You see, these guys--Ben Crenshaw excepted--are no lovers of the history and traditions of golf. What these guys want is a treeless track in Palm Springs you can play with a driver, 8-iron and one putt. Their idea of golf is a whole bunch of 63s where you don’t even get grass on your shoes.

Normally when these corsairs hit an Open course, they bare their teeth, throw themselves on the locker room floor and hold their breath and throw tantrums and scream about the unfairness of it all. Imagine, having to use all 14 clubs. Imagine a fairway that isn’t as straight as a yardstick, that makes you think before you shoot?

The silence this week is deafening. No screams of, “Unfair!” no howls for the scalps of the United States Golf Assn. brass, nobody wondering what they’re going to do with the lions in the rough, nobody asking why they spoiled a good swamp to make this hall of horrors.

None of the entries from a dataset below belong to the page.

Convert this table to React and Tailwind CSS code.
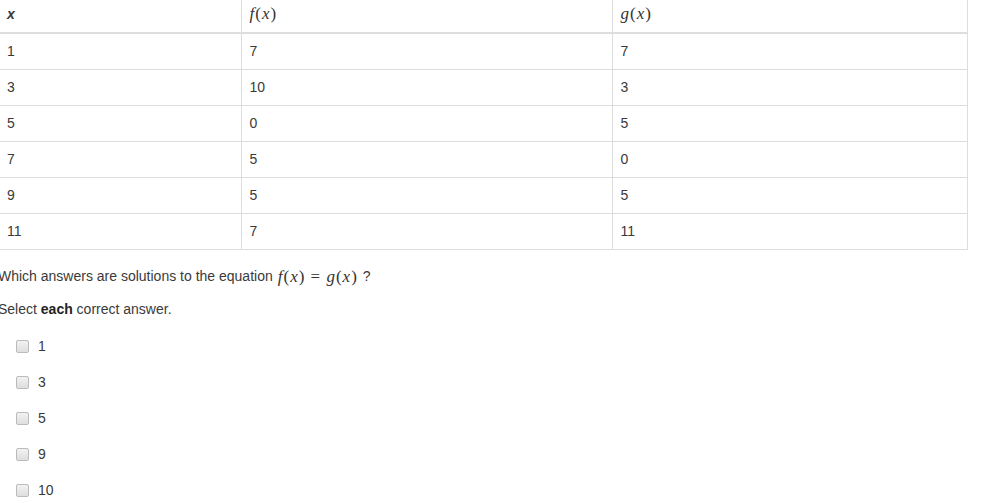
import React from 'react';

const ROWS = [
  ['1', '7', '7'],
  ['3', '10', '3'],
  ['5', '0', '5'],
  ['7', '5', '0'],
  ['9', '5', '5'],
  ['11', '7', '11'],
];

const CHOICES = ['1', '3', '5', '9', '10'];

function Fn({ name }) {
  return (
    <span className="font-['Liberation_Serif',serif] text-[17px] tracking-[1px] text-[#333]">
      <i>{name}</i>(<i>x</i>)
    </span>
  );
}

export default function App() {
  return (
    <div className="w-[998px] h-[503px] overflow-hidden bg-white font-['Liberation_Sans',Arial,sans-serif] text-[14px] text-[#3a3a3a]">
      <table className="w-[968px] border-collapse table-fixed">
        <colgroup>
          <col className="w-[241px]" />
          <col className="w-[371px]" />
          <col />
        </colgroup>
        <thead>
          <tr className="h-[33px]">
            <th className="border-r border-b-2 border-[#ddd] pl-[7px] pb-[4px] text-left align-middle font-bold italic">x</th>
            <th className="border-x border-b-2 border-[#ddd] pl-[8px] pb-[4px] text-left align-middle font-normal"><Fn name="f" /></th>
            <th className="border-x border-b-2 border-[#ddd] pl-[8px] pb-[4px] text-left align-middle font-normal"><Fn name="g" /></th>
          </tr>
        </thead>
        <tbody>
          {ROWS.map((r, i) => (
            <tr key={i} className="h-[36px]">
              <td className="border-r border-b border-[#ddd] pl-[7px] align-middle">{r[0]}</td>
              <td className="border-x border-b border-[#ddd] pl-[8px] align-middle">{r[1]}</td>
              <td className="border-x border-b border-[#ddd] pl-[8px] align-middle">{r[2]}</td>
            </tr>
          ))}
        </tbody>
      </table>

      <p className="mt-[16px] ml-[-2px] h-[22px] flex items-center gap-[5px]">
        Which answers are solutions to the equation
        <span className="font-['Liberation_Serif',serif] text-[17px] tracking-[1px] text-[#333]">
          <i>f</i>(<i>x</i>) = <i>g</i>(<i>x</i>)
        </span>
        ?
      </p>
      <p className="mt-[11px] ml-[-2px] h-[22px] flex items-center">
        Select&nbsp;<b className="text-[#222]">each</b>&nbsp;correct answer.
      </p>

      <ul className="mt-[8px]">
        {CHOICES.map((c) => (
          <li key={c} className="h-[36px] flex items-center pl-[16px]">
            <span className="w-[13px] h-[13px] rounded-[2px] border border-[#bbb] bg-gradient-to-b from-[#f2f2f2] to-[#dedede]" />
            <span className="ml-[9px]">{c}</span>
          </li>
        ))}
      </ul>
    </div>
  );
}
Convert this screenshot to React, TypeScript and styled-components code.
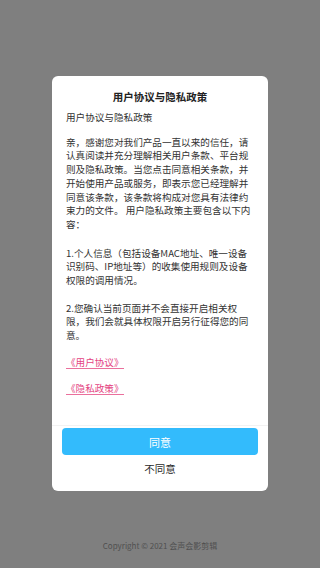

These guys this year are acting as if the course just rode into town with the egg money and they might sell the Brooklyn Bridge to it.

I mean, they’re almost purring. You’d think they were talking about Sally Field. They act as if it were going to be three days in the Caribbean.

Look, the last time they played on this track, 293 didn’t win it, 293 only got you in a three-way playoff. The time before that--1913--304 didn’t win it, 304 only got you in a three-way playoff.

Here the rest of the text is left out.